Since everyone except for Jerry Garcia and Phil Lesh was still underage when they began their tenure with The Warlocks, a.k.a. the band that would, in short order, evolve into The Grateful Dead, they had to work out a way to actually enter the places they played that required entrants to be 21 years or older. “I was working at Behavior Research Labs out behind Stanford as a gofer -- I carried books for professors,” Kreutzmann told SFGate. “So I got access to their equipment and made these phony draft cards. I used Bill Sommers as my alias. We didn't care about drinking. We just wanted to get into places where you could play music for people.”
3. He hated the band’s name…and he wasn’t the only member who did.
In an interview with Conan O’Brien, Kreutzmann referred to The Warlocks as having “a really bad name,” but as far as he was concerned, it only got worse when they changed it to The Grateful Dead. “Bob [Weir] and I hated it,” he said. “We argued for hours after that. ‘How can you call a band The Grateful Dead and be successful?’ Bill Graham thought the same thing. He wouldn’t bill us as The Grateful Dead.” O’Brien asked him sarcastically, “When did you become convinced? Was it about three years ago?” “I think it was when I walked out here,” replied Kreutzmann. “About a minute and a half ago!”

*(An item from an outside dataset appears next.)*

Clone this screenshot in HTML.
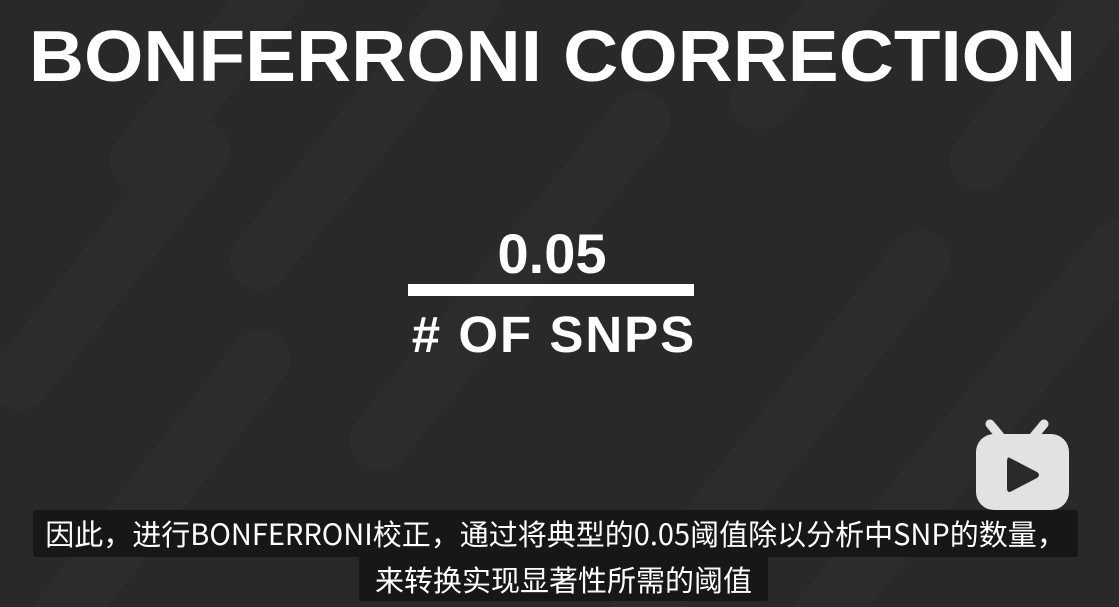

4. He once spent 10 days in jail for growing marijuana.
In discussing his stint in the slammer with Alan Paul, Kreutzmann downplayed the experience. “Those 10 days weren’t so bad,” he said. “I walked in and some guy handed me a pill, smack or something I didn’t really do, and I just popped it and went to sleep for two days. It went by very fast and I didn’t give a shit. There was a guy in there who knew me and liked the band, so he passed me down burgers at 3 in the morning when I was starving.”
5. He once watched John Belushi doing cartwheels onstage during a Dead show.
In a chat with Aron Magner of the Disco Biscuits, Kreutzmann spun a story about how Belushi turned up at the Dead’s show at the Capitol Theater in Westchester, New York and asked if he could sit in during “U.S. Blues” and sing on the chorus. When Kreutzmann told the rest of the band, everyone in the band was cool with it except for Lesh, who vetoed it, and when Kreutzmann broke the bad news to Belushi, the SNL star said, “It’s cool!” When the band hit “U.S. Blues” in the set, however, Belushi launched into a series of cartwheels and landed on his feet at the microphone just in time for the chorus. Everybody in the band was cracking up…except for Lesh. “John just did what he wanted to do,” shrugged Kreutzmann. “I was just along for the ride!”